Instructions to follow -> Output the first line of the listing and each line after it, up to and including the line that contains "type Item = [string, string, string, string];", exactly as written, minus the pictures.

Supplied material ->

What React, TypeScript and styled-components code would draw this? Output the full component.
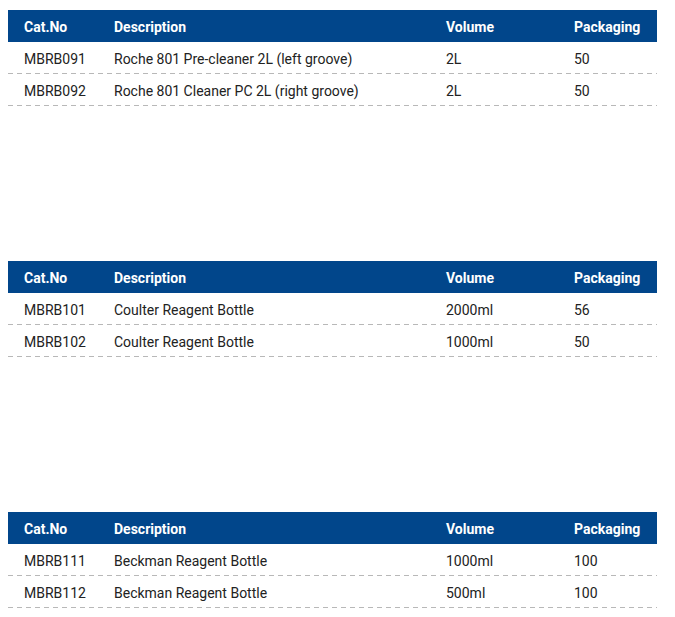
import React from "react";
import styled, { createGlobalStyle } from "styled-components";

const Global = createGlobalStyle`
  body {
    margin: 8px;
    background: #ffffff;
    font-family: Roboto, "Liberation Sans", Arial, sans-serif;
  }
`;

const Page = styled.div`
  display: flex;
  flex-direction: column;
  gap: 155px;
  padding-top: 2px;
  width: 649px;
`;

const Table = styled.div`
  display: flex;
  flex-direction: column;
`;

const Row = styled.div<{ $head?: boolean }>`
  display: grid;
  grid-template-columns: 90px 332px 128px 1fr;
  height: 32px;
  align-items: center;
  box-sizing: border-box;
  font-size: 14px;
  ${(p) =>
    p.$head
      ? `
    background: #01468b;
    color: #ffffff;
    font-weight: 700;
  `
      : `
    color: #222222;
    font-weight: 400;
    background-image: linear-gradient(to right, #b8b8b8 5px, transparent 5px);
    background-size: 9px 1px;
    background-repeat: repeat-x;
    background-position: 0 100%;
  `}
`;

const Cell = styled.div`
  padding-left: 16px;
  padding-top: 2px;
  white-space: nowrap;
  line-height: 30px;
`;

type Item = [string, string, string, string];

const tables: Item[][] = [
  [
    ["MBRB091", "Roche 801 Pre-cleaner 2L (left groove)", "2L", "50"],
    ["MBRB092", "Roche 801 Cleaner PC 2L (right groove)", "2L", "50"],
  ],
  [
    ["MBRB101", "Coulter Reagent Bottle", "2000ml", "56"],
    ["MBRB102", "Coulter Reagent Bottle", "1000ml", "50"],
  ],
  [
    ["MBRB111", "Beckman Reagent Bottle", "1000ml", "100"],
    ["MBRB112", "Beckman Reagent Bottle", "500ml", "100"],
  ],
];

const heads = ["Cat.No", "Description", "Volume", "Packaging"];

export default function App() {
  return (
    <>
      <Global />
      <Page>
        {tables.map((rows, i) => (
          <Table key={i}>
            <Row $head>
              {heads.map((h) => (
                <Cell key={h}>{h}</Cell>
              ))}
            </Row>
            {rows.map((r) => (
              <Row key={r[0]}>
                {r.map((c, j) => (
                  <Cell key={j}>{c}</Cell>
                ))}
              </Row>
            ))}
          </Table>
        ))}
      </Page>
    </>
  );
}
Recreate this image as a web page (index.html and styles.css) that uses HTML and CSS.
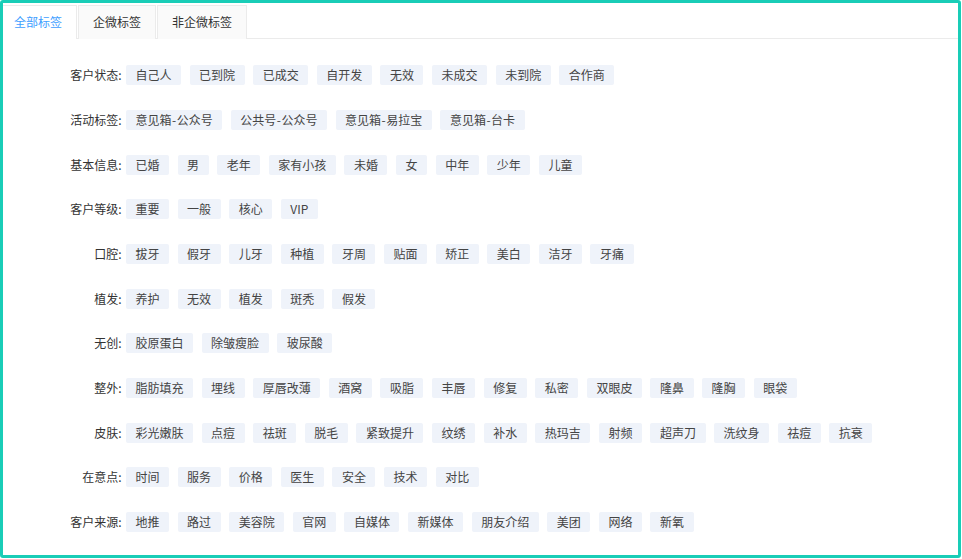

Written answer ->
What React, TypeScript and styled-components code would draw this? Output the full component.
import React from "react";
import styled, { createGlobalStyle } from "styled-components";

const Global = createGlobalStyle`
  body {
    margin: 8px;
    background: #ffffff;
    font-family: Roboto, "Liberation Sans", Arial, sans-serif;
  }
`;

const Page = styled.div`
  display: flex;
  flex-direction: column;
  gap: 155px;
  padding-top: 2px;
  width: 649px;
`;

const Table = styled.div`
  display: flex;
  flex-direction: column;
`;

const Row = styled.div<{ $head?: boolean }>`
  display: grid;
  grid-template-columns: 90px 332px 128px 1fr;
  height: 32px;
  align-items: center;
  box-sizing: border-box;
  font-size: 14px;
  ${(p) =>
    p.$head
      ? `
    background: #01468b;
    color: #ffffff;
    font-weight: 700;
  `
      : `
    color: #222222;
    font-weight: 400;
    background-image: linear-gradient(to right, #b8b8b8 5px, transparent 5px);
    background-size: 9px 1px;
    background-repeat: repeat-x;
    background-position: 0 100%;
  `}
`;

const Cell = styled.div`
  padding-left: 16px;
  padding-top: 2px;
  white-space: nowrap;
  line-height: 30px;
`;

type Item = [string, string, string, string];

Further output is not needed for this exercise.